Quando si allontanano l’uno dall’altro, ansimano entrambi, a corto di fiato. Le fronti che si sfiorano, restano fermi con gli occhi chiusi, in silenzio per molto tempo, fino a quando Mario non si decide a spezzarlo.
- Va meglio, adesso? – chiede dolcemente, sfiorando le sue labbra in un altro bacio lievissimo.
- Sei uno stronzo. – gli ricorda Davide, stringendosi contro di lui in cerca di un abbraccio, - Ma sì. Stavo esplodendo.
- L’avevo immaginato. – ridacchia Mario, schiudendo gli occhi ed osservando rapito il suo volto adesso rilassato, le ciglia lunghissime e umide che proiettano sulle sue guance arrossate l’ombra del neon bianchissimo che illumina la stanza, - Tu non piangi mai.
Davide sospira, strusciando il naso contro il suo e decidendosi ad allontanarsi solo quando è certo di potersi reggere autonomamente sulle gambe.
- Non avresti dovuto alzarti dal letto, - gli fa presente, le labbra atteggiate in un broncio di rimprovero, - Sei ancora debole.
- E questo è il ringraziamento! – sbotta Mario, offeso, - Non solo, già provato dalla partita e dalla malattia, mi sacrifico per farti sfogare lasciandoti dire di tutto, ma pure- - Davide lo interrompe prima che possa dire altre idiozie, sporgendosi a tappargli la bocca con un altro bacio, e Mario si prende qualche secondo, dopo, per tornare a ragionare lucidamente. – Okay. – dice quindi, annuendo compito, - D’accordo, come vuoi. Ma resto del parere che… - e non riesce a concludere la frase, anche se stavolta non è colpa di Davide, bensì di un’improvvisa debolezza che lo prende alle gambe e lo costringe quasi a piegarsi in due, aggrappandosi con forza all’asta della flebo. – Dadeeee… - piagnucola lamentoso, - Sto morendo. – sentenzia in un mugolio depresso.
Davide sospira, rotea gli occhi e scuote il capo, le mani sui fianchi e la rassegnazione sul viso.

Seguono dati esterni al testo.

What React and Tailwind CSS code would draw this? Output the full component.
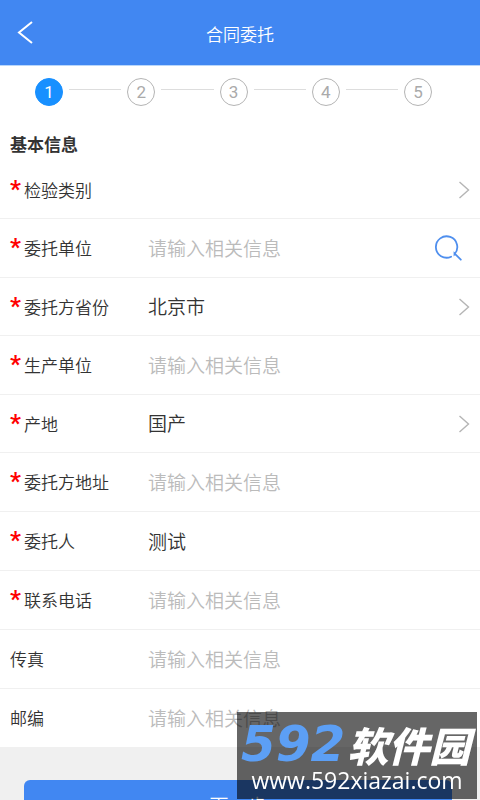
import React from "react";
import clsx from "clsx";

const steps = [1, 2, 3, 4, 5];

const fields = [
  { id: "category", label: "检验类别", required: true, type: "select", value: "" },
  { id: "client", label: "委托单位", required: true, type: "search" },
  { id: "province", label: "委托方省份", required: true, type: "select", value: "北京市" },
  { id: "producer", label: "生产单位", required: true },
  { id: "origin", label: "产地", required: true, type: "select", value: "国产" },
  { id: "address", label: "委托方地址", required: true },
  { id: "contact", label: "委托人", required: true, value: "测试" },
  { id: "phone", label: "联系电话", required: true },
  { id: "fax", label: "传真" },
  { id: "postcode", label: "邮编" },
];

export default function App() {
  return (
    <div className="h-screen overflow-hidden bg-[#f0f0f0] font-['Noto_Sans_CJK_SC',sans-serif] font-[350] text-[#333]">
      <Header title="合同委托" />
      <main>
        <div className="bg-white">
          <Steps current={1} />
          <h2 className="px-2.5 pt-[26px] pb-[5px] text-[17px] leading-6 font-bold">基本信息</h2>
          <form>
            {fields.map((field) => (
              <Field key={field.id} field={field} />
            ))}
          </form>
        </div>
        <div className="pt-8 pr-7 pl-6">
          <button type="button" className="h-[50px] w-full rounded-md bg-[#4187f2] text-[19px] text-white">
            下一步
          </button>
        </div>
      </main>
      <Watermark />
    </div>
  );
}

function Header({ title }) {
  return (
    <header className="grid h-[66px] grid-cols-[48px_1fr_48px] items-center border-b border-[#b8d6fb] bg-[#4187f2] text-white">
      <button type="button" aria-label="返回" className="flex h-full items-center pl-[17px]">
        <svg width="16" height="24" viewBox="0 0 16 24" fill="none" stroke="currentColor" strokeWidth="2">
          <path d="M15 1 L2 11.5 L15 22" />
        </svg>
      </button>
      <h1 className="pt-0.5 text-center text-[17px] leading-6">{title}</h1>
    </header>
  );
}

function Steps({ current }) {
  return (
    <ol className="flex pt-3 pr-12 pl-[35px] font-['Roboto',sans-serif] font-normal">
      {steps.map((step) => (
        <li key={step} className={clsx("flex", step < steps.length && "flex-1")}>
          <span
            className={clsx(
              "flex size-7 shrink-0 items-center justify-center rounded-full border text-[17px] leading-6",
              step === current ? "border-[#1890ff] bg-[#1890ff] text-white" : "border-[#b4b4b4] text-[#aaa]"
            )}
          >
            {step}
          </span>
          {step < steps.length && <span className="mx-1.5 mt-[11px] h-px flex-1 bg-[#ddd]" />}
        </li>
      ))}
    </ol>
  );
}

function Field({ field }) {
  const { id, label, required, type, value } = field;
  const control = "h-full min-w-0 flex-1 appearance-none bg-transparent text-[19px] outline-none";

  return (
    <div className={clsx("flex items-center border-b border-[#f0f0f0] pl-2.5", type === "select" ? "h-[58px]" : "h-[59px]")}>
      <label htmlFor={id} className="flex w-[138px] shrink-0 items-center text-[17px] leading-6">
        {required && (
          <span className="w-3.5 pb-0.5 font-['Roboto',sans-serif] text-[24px] leading-6 font-bold text-[#f00]">*</span>
        )}
        {label}
      </label>
      {type === "select" ? (
        <select id={id} defaultValue={value} className={control}>
          <option value={value}>{value}</option>
        </select>
      ) : (
        <input id={id} defaultValue={value} placeholder="请输入相关信息" className={clsx(control, "pb-0.5 placeholder:text-[#bbb]")} />
      )}
      {type === "select" && <ChevronIcon />}
      {type === "search" && (
        <button type="button" aria-label="搜索" className="mr-[18px] text-[#4f8fee]">
          <SearchIcon />
        </button>
      )}
    </div>
  );
}

function ChevronIcon() {
  return (
    <svg className="mr-2.5 shrink-0" width="12" height="18" viewBox="0 0 12 18" fill="none" stroke="#b5b5b5" strokeWidth="1.4">
      <path d="M1.5 1 L10.5 9 L1.5 17" />
    </svg>
  );
}

function SearchIcon() {
  return (
    <svg width="28" height="28" viewBox="0 0 28 28" fill="none" stroke="currentColor" strokeWidth="1.8" strokeLinecap="round">
      <path d="M17.1 22.7 A10.7 10.7 0 1 1 20.5 20.2 V19.4 L26.8 25.7" />
    </svg>
  );
}

function Watermark() {
  return (
    <div className="fixed right-[3px] bottom-px h-[87px] w-60 bg-black/60 whitespace-nowrap">
      <div className="flex items-center gap-0.5 pt-3 pl-1 leading-10 italic">
        <span className="font-['DejaVu_Sans',sans-serif] text-[50px] font-bold text-[#5c9ff5]">592</span>
        <span className="text-[41px] font-black text-white">软件园</span>
      </div>
      <p className="text-center font-['Open_Sans',sans-serif] text-[23px] leading-8 font-medium text-white">
        www.592xiazai.com
      </p>
    </div>
  );
}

- No che non stai morendo… - lo rassicura, aiutandolo a raggiungere nuovamente il letto, - Adesso ti metti buono e-
- Sì che sto morendo! – insiste lui, tirando su col naso e nascondendosi dietro le coperte, - Morirò dopo aver disputato la partita più bella della mia carriera. E non sono nemmeno man of the match! Parliamone!
Davide lo guarda a lungo, inarcando le sopracciglia e battendo un piede a terra con aria nervosa.
- Mà? – lo chiama infine, sorridendo angelico, - Dormi. O giuro che, se non muori da solo, ti faccio fuori io.
Mario tira su col naso un’ultima volta, poi chiude gli occhi e si mette tranquillo. Ma il sorriso che gli stende le labbra un attimo prima che si metta a dormire non sfugge a nessuno dei due.